Latest Business/Finance News For Thursday, 23 December, 2021
Latest Business/Finance News For Thursday, 23 December, 2021
Good day, Nigeria, welcome to Ezenwoko's Blog roundup of business/finance news headlines for today Thursday, December 23rd, 2021.
Nigerian stocks on Wednesday saw the intensity at which they fell at the last trading session reach a stronger pitch, with benchmark index dropping by 0.34 per cent amid investor's evaporating interest in equities as yuletide edges near, deepening fears that shares may close the year with a pretty low single-digit yield.
Stocks have returned 4.9 per cent January to date, well behind the 50 per cent they delivered last year, when Bloomberg ranked the Nigerian equities market best in world as it took the top spot in the pecking order of the 93 stock indexes it tracked.
MTNN, Nigeria's biggest public company by revenue, together with FBN Holdings and Zenith steered the fall, which occurred simultaneously with a decline in volume by 19 per cent.
Market watchers at broker and investment bank United Capital said in a Monday note investors are likely to dominantly take profit this week “in the absence of major catalysts.”
The Nigerian government requires an investment size of N348.1 trillion to achieve the targets set out in the National Development Plan 2021-2025, President Muhammadu Buhari said Wednesday in Abuja.
The president spoke at the formal launch and public presentation of the National Development Plan (NDP) 2021-2025, the successor to the Economic Recovery and Growth Plan (ERGP), 2017- 2020, which lapsed in December 2020.
President Buhari explained that the overall target of the plan is to achieve a broad-based real GDP growth rate of 5 per cent on average during the period; generate 21 million full-time jobs; and through an inclusive growth, lift 35 million people out of poverty.
He added that this would set the stage for achieving the government's target of lifting 100 million Nigerians out of poverty in 10 years, under the National Poverty Reduction with Growth Strategy (NPRGS).
The all-commodity group import index rose by 0.52 percent between July and September 2021, according to the National Bureau of Statistics (NBS).

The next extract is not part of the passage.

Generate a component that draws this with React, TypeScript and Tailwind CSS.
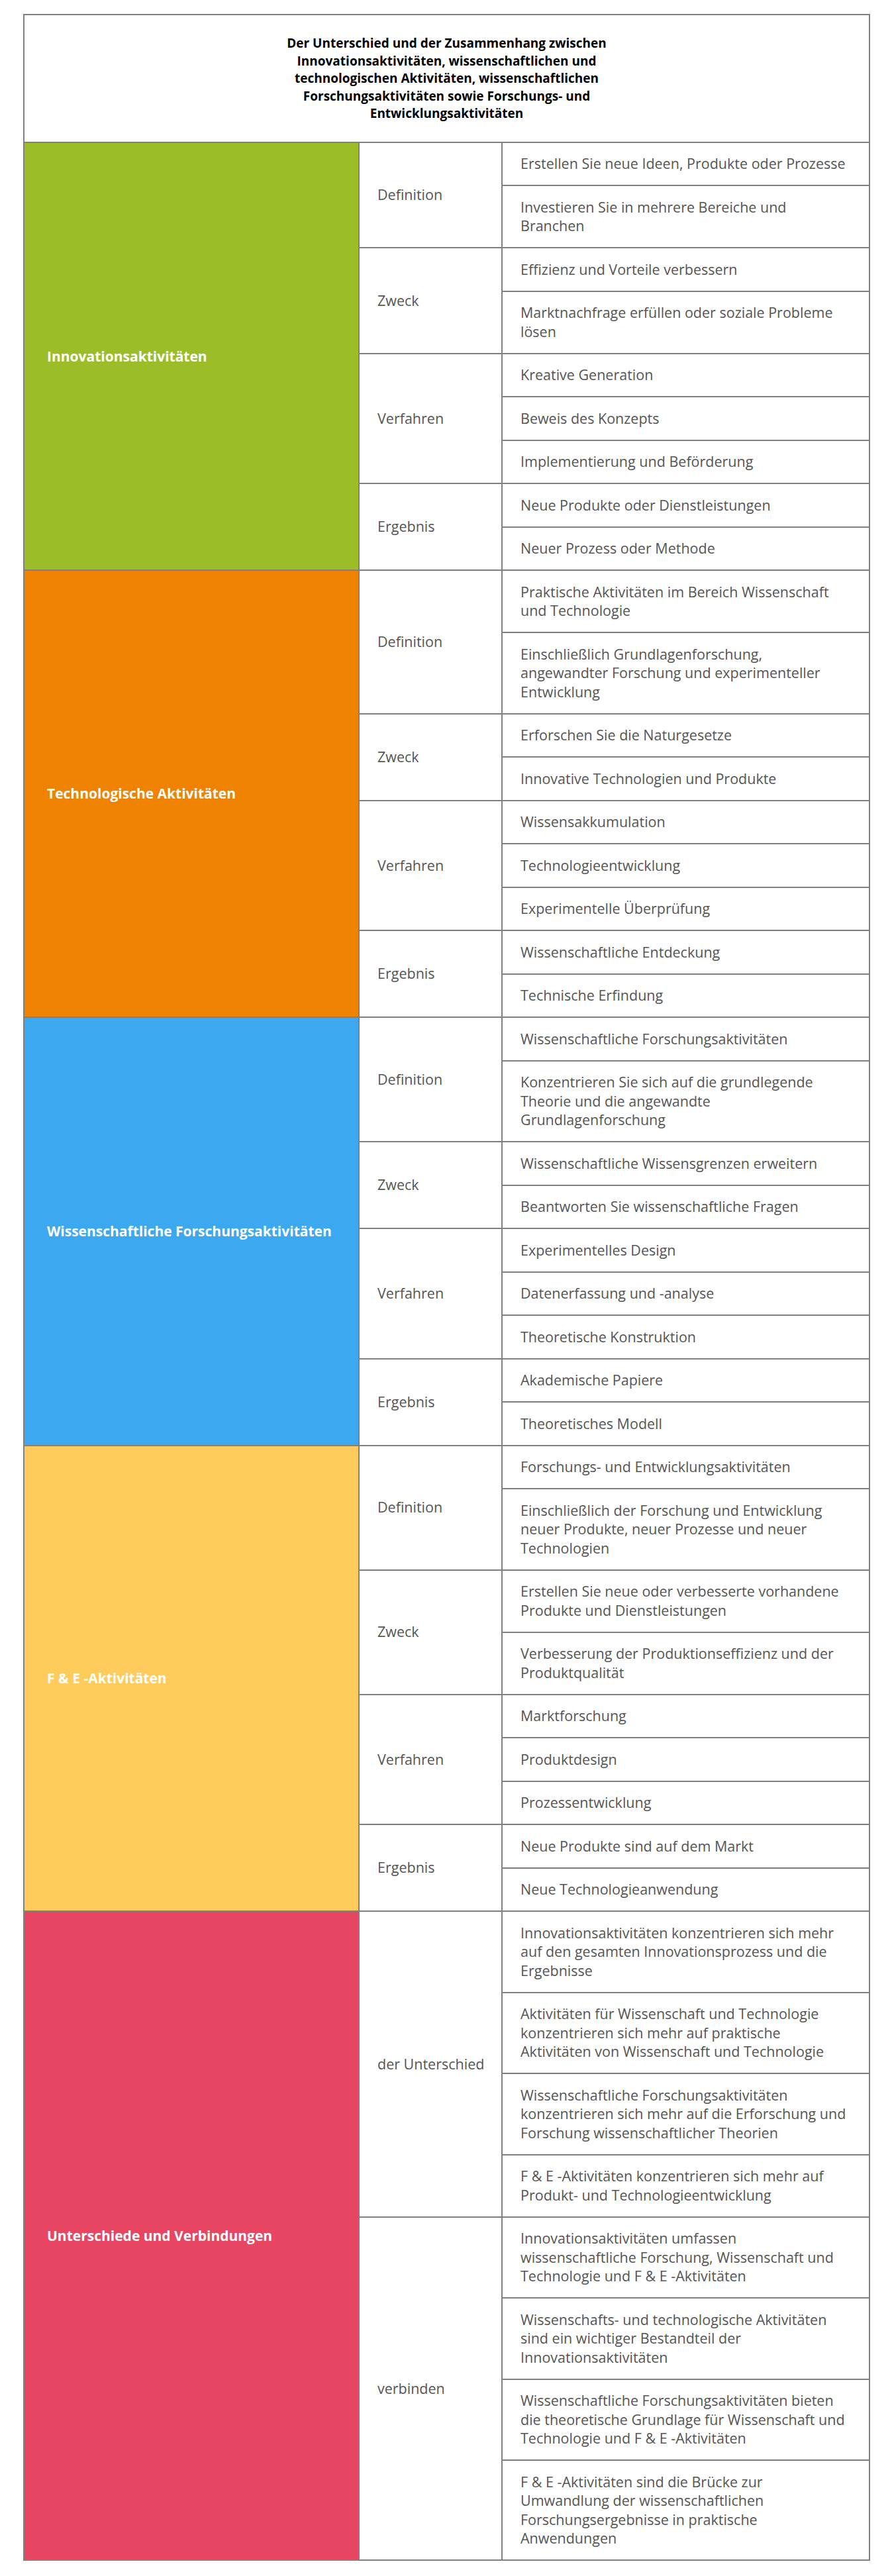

According to NBS Commodity Price Indices and Terms of Trade report for Quarter Three, 2021, released on Tuesday the marginal rise was due to rising prices of products of the chemical and allied industries.
Others are wood and articles of wood, wood charcoal and articles, Paper making material; paper and paperboard.
Part of the report reads: “The All commodity group import index on average increased 0.52 percent.This was led by rising prices of products of the chemical and allied industries , wood and articles of wood, wood charcoal and articles , Paper making material; paper and paperboard.”